Michael Jones Morales: The WGA contracts that currently exist were built upon a model where the content providers generated the revenue through ad sales. So, if I write an episode of television that re-airs over and over and over again, every time that episode re-airs, the content provider generates revenue, and a little piece of that revenue gets shared with everyone that contributed to the creation of it. Now, their revenue is made almost exclusively through, uh, monthly or annual subscriptions. So there is no re-airing. People can watch what they want when they want, which means that we’re not getting the same residuals that we once would have.

Danny Tolli: What I’m accustomed to, uh, as a broadcast writer as a residual, like $20,000 for an episode of TV. In streaming, I just got a check for the same project for $23. And what’s happening a lot is that at a certain point, after a certain couple of years, a streamer has to continue paying residuals and instead of doing that, they much rather just pull the product from their app. And so that’s what we’re seeing a lot of content that we create five years from now completely gone and we are not getting any residual compensation out of it.
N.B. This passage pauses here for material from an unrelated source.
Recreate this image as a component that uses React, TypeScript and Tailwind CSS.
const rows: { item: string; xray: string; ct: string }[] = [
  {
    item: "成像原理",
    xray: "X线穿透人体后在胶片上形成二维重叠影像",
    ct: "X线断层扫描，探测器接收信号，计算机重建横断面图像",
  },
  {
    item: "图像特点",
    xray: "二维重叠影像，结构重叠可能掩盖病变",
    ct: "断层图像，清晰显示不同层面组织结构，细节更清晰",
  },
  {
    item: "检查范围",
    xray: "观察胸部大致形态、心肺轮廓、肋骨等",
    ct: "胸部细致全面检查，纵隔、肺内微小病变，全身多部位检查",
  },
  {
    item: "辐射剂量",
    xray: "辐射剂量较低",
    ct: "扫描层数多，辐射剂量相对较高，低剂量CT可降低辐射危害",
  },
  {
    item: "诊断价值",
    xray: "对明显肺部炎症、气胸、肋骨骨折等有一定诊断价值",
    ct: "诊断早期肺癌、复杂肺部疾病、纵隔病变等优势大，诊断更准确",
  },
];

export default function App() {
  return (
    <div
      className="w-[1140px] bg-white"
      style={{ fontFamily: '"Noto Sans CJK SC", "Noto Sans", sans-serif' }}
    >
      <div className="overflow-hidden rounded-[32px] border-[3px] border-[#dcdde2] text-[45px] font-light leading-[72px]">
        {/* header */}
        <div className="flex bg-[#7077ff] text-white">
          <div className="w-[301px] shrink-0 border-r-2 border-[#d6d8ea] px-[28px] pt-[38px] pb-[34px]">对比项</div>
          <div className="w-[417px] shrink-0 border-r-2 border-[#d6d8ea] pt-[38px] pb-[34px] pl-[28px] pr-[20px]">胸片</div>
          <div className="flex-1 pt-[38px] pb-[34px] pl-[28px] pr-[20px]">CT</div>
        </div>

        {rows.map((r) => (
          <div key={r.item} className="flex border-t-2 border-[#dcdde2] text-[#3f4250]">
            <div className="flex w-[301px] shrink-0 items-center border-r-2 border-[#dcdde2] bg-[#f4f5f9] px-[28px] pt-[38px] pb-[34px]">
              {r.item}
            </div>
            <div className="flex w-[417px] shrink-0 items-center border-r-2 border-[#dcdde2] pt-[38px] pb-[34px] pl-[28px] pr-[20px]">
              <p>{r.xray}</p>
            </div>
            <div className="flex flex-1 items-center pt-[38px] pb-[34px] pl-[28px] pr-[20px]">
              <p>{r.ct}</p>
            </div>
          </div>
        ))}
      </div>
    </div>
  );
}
Michael Jones Morales: So if you have a favorite show that you loved that you can’t find anywhere anymore, it’s because those content providers don’t want to pay the creators of the show for the right to air it.
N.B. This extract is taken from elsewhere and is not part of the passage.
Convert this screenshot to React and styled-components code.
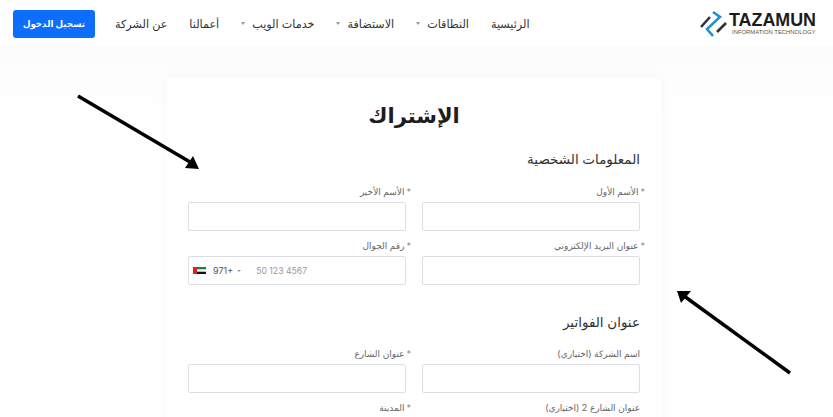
import React from 'react';
import styled, { createGlobalStyle } from 'styled-components';

const GlobalStyle = createGlobalStyle`
  html, body {
    margin: 0;
    padding: 0;
    height: 100%;
    overflow: hidden;
    background: #fff;
    font-family: Inter, "DejaVu Sans", sans-serif;
  }
`;

const navItems = [
  { name: 'الرئيسية' },
  { name: 'النطاقات', caret: true },
  { name: 'الاستضافة', caret: true },
  { name: 'خدمات الويب', caret: true },
  { name: 'أعمالنا' },
  { name: 'عن الشركة' },
];

const Logo = () => (
  <LogoWrap>
    <svg width="28" height="28" viewBox="0 0 28 28">
      <path d="M1 17 L10 7" stroke="#333" strokeWidth="2.6" fill="none" />
      <path d="M13 2 L20 7 L7 19 L13 26" stroke="#1f8fd6" strokeWidth="2.6" fill="none" />
      <path d="M17 22 L26 13" stroke="#333" strokeWidth="2.6" fill="none" />
    </svg>
    <LogoText>
      <LogoName>TAZAMUN</LogoName>
      <LogoSub>INFORMATION TECHNOLOGY</LogoSub>
    </LogoText>
  </LogoWrap>
);

const Field = ({ label, required, children }) => (
  <FieldWrap>
    <Label>
      {required && <Star>*</Star>}
      {label}
    </Label>
    {children || <Input />}
  </FieldWrap>
);

const App = () => (
  <Page dir="rtl">
    <GlobalStyle />
    <Header>
      <Logo />
      <Nav>
        {navItems.map((item) => (
          <NavItem key={item.name}>
            {item.name}
            {item.caret && <Caret />}
          </NavItem>
        ))}
      </Nav>
      <LoginButton>تسجيل الدخول</LoginButton>
    </Header>

    <Main>
      <Card>
        <Title>الإشتراك</Title>
        <Section>المعلومات الشخصية</Section>
        <Grid>
          <Field label="الأسم الأول" required />
          <Field label="الأسم الأخير" required />
          <Field label="عنوان البريد الإلكتروني" required />
          <Field label="رقم الجوال" required>
            <PhoneBox dir="ltr">
              <Flag>
                <svg width="13" height="7" viewBox="0 0 13 7">
                  <rect width="13" height="7" fill="#fff" />
                  <rect width="13" height="2.3" fill="#0a8a3c" />
                  <rect y="4.7" width="13" height="2.3" fill="#111" />
                  <rect width="4" height="7" fill="#e0201c" />
                </svg>
              </Flag>
              <Dial>971+</Dial>
              <SmallCaret />
              <Placeholder>50 123 4567</Placeholder>
            </PhoneBox>
          </Field>
        </Grid>

        <BillingSection>عنوان الفواتير</BillingSection>
        <Grid>
          <Field label="اسم الشركة (اختياري)" />
          <Field label="عنوان الشارع" required />
          <Field label="عنوان الشارع 2 (اختياري)" />
          <Field label="المدينة" required />
        </Grid>
      </Card>
    </Main>

    <Arrow width="833" height="417" viewBox="0 0 833 417">
      <path d="M78 96 L190 162" stroke="#000" strokeWidth="3.5" />
      <path d="M199 169 L185 168 L193 156 Z" fill="#000" />
      <path d="M790 373 L684 296" stroke="#000" strokeWidth="3.5" />
      <path d="M677 291 L691 291 L681 303 Z" fill="#000" />
    </Arrow>
  </Page>
);

const Page = styled.div`
  position: relative;
  width: 833px;
  height: 417px;
  overflow: hidden;
  background: linear-gradient(#f6f6f6, #fdfdfd 70px, #fff 120px);
`;

const Header = styled.header`
  display: flex;
  align-items: center;
  height: 47px;
  padding: 0 17px 0 13px;
  background: #fff;
  box-sizing: border-box;
`;

const LogoWrap = styled.div`
  display: flex;
  direction: ltr;
  align-items: center;
  gap: 1px;
`;

const LogoText = styled.div`
  display: flex;
  flex-direction: column;
  width: 87px;
`;

const LogoName = styled.span`
  font: bold 19px/16px "Liberation Sans", sans-serif;
  color: #1c1c1c;
  transform: scaleX(0.94);
  transform-origin: left center;
`;

const LogoSub = styled.span`
  margin: 2px 0 0 3px;
  font: 5.9px/5px "Liberation Sans", sans-serif;
  color: #555;
  white-space: nowrap;
`;

const Nav = styled.nav`
  display: flex;
  align-items: center;
  justify-content: flex-end;
  gap: 22px;
  flex: 1;
  margin-left: 20px;
`;

const NavItem = styled.span`
  display: flex;
  align-items: center;
  gap: 7px;
  font-size: 11.2px;
  color: #333;
  white-space: nowrap;
`;

const Caret = styled.i`
  width: 0;
  height: 0;
  border-left: 2.5px solid transparent;
  border-right: 2.5px solid transparent;
  border-top: 3px solid #999;
`;

const LoginButton = styled.button`
  width: 82px;
  height: 28px;
  padding: 0;
  border: 0;
  border-radius: 3px;
  background: #0d6efd;
  color: #fff;
  font: bold 8.7px Inter, "DejaVu Sans", sans-serif;
`;

const Main = styled.main`
  display: flex;
  padding: 31px 172px 0 0;
`;

const Card = styled.section`
  width: 494px;
  height: 400px;
  padding: 23px 21px;
  box-sizing: border-box;
  background: #fff;
  border-radius: 4px;
  box-shadow: 0 0 18px rgba(0, 0, 0, 0.03);
`;

const Title = styled.h1`
  margin: 0 0 19px;
  text-align: center;
  font-size: 21px;
  line-height: 30px;
  font-weight: 700;
  color: #1d1d1d;
`;

const Section = styled.h2`
  margin: 0 0 18px;
  font-size: 13.5px;
  line-height: 18px;
  font-weight: 500;
  color: #333;
`;

const BillingSection = styled(Section)`
  margin: 28px 0 17px;
`;

const Grid = styled.div`
  display: grid;
  grid-template-columns: 218px 218px;
  column-gap: 16px;
  row-gap: 9px;
`;

const FieldWrap = styled.div`
  display: flex;
  flex-direction: column;
  gap: 4px;
`;

const Label = styled.label`
  font-size: 9px;
  line-height: 12px;
  color: #666;
`;

const Star = styled.span`
  margin: 0 -5px 0 2px;
  color: #888;
`;

const Input = styled.div`
  height: 29px;
  box-sizing: border-box;
  background: #fff;
  border: 1px solid #dcdfe3;
  border-radius: 2px;
`;

const PhoneBox = styled(Input)`
  display: flex;
  align-items: center;
  padding-left: 4px;
`;

const Flag = styled.span`
  display: flex;
  margin-right: 7px;
`;

const Dial = styled.span`
  font-size: 9px;
  color: #555;
`;

const SmallCaret = styled(Caret)`
  margin: 0 15px 0 4px;
  border-left-width: 2px;
  border-right-width: 2px;
  border-top-width: 2px;
`;

const Placeholder = styled.span`
  font-size: 8.7px;
  color: #999;
`;

const Arrow = styled.svg`
  position: absolute;
  top: 0;
  left: 0;
  pointer-events: none;
`;

export default App;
Paula Pecorella: Remember when HBO Max removed its very own emmy-award-winning hit Westworld from its streaming library? Hate to break it to you—that was over residuals. Another issue at the heart of the writers’ contract dispute is something called “mini rooms,” which is just a cute way to refer to writer’s rooms that essentially do the same work with a fraction of the workers – at a fraction of the time – to turn over a larger profit. 

Michael Jones Morales: Historically speaking, a writer’s room was generally only constructed for a program that had been ordered to series that you were guaranteed to see at least the first few episodes of on television. Uh, it meant that the content providers spent millions of dollars on a pilot episode. They watched the pilot episode, they said, we love this, let’s order it to series. And a writer’s room was created. Increasingly they are saying, you know what, let’s not spend those millions of dollars on a pilot. Let’s spend significantly less money on a number of mini rooms where we will hire a smaller number of writers per project and we will order two or three or four or however many scripts without actually shooting any of it. And then we can look and read those scripts and decide whether or not this is a season of television. 

Danny Tolli: And what writers were seeing a lot of were that the streamers were only going to pay, uh, weekly compensation to all writers regardless of level. So you could be a co-executive producer with ten years of experience who might have sold some development. So you have a proven track record, you could be making the same as a staff writer who this is their very first job right out the gate. 

Brittani Nichols: We should be able to say, ‘Hey, I’m making more money now than I was making 10 years ago.’ Because that’s how careers work in every industry. You don’t work the same job for 10 years and make less money than you did when you first started doing it. And that’s what’s happening to us.

Michael Jones Morales: It’s fine if they want to hire us weekly on shows that have not been ordered to series yet, that they’re just collecting scripts for, but we need to be compensated in the same way that we were compensated when we were writing shows that they were putting on the air. It’s the same time and creative energy being put into those scripts. The fact that these content providers might be choosing not to make them doesn’t mean that we’re working less hard on them and that we should be paid less for the creation of them.

Paula Pecorella: At the end of the day, this all comes down to greed.  In 2000, the combined entertainment operating profits of Disney, Fox, Paramount, NBC, Universal, and Time Warner were approximately $5 billion. By 2019, adding in Netflix, they were $30 billion. Streaming has boosted corporate profits, but writers are actually earning less now.

Michael Jones Morales: It is absolutely undeniable that the streaming platforms are generating mountains of money through their subscription base. What they’re choosing to do with that money is an entirely different question.

Danny Tolli: There’s this misconception outside of Hollywood that writers are bougie six figure people who live in palaces and Beverly Hills, and why are they complaining about what more compensation? And that couldn’t be far from the truth.

Michael Jones Morales: The fight that the writers in this industry are battling is probably not very different from the fight that they or friends or relatives have been facing with the consolidation of power and money. There are fewer and fewer corporations holding more and more of the purse strings and protecting the coffers and the coins more and more greedily. And that’s certainly not unique to our industry. 

Brittani Nichols: We are making less money now than we were making 10 years ago. And the industry is shifting to prioritize streaming and none of our pay structure or the amount of money that we’re pay reflects those changes. They are treating everything like TV operates the same as it did 10 years ago. And I think everyone, even viewers know that’s just not true. The industry needs to catch up.

Danni Tolli: And if push comes to shove, a strike is incredibly important to show these companies that we mean business and that we won’t stand for them trying to take our livelihoods in Hollywood.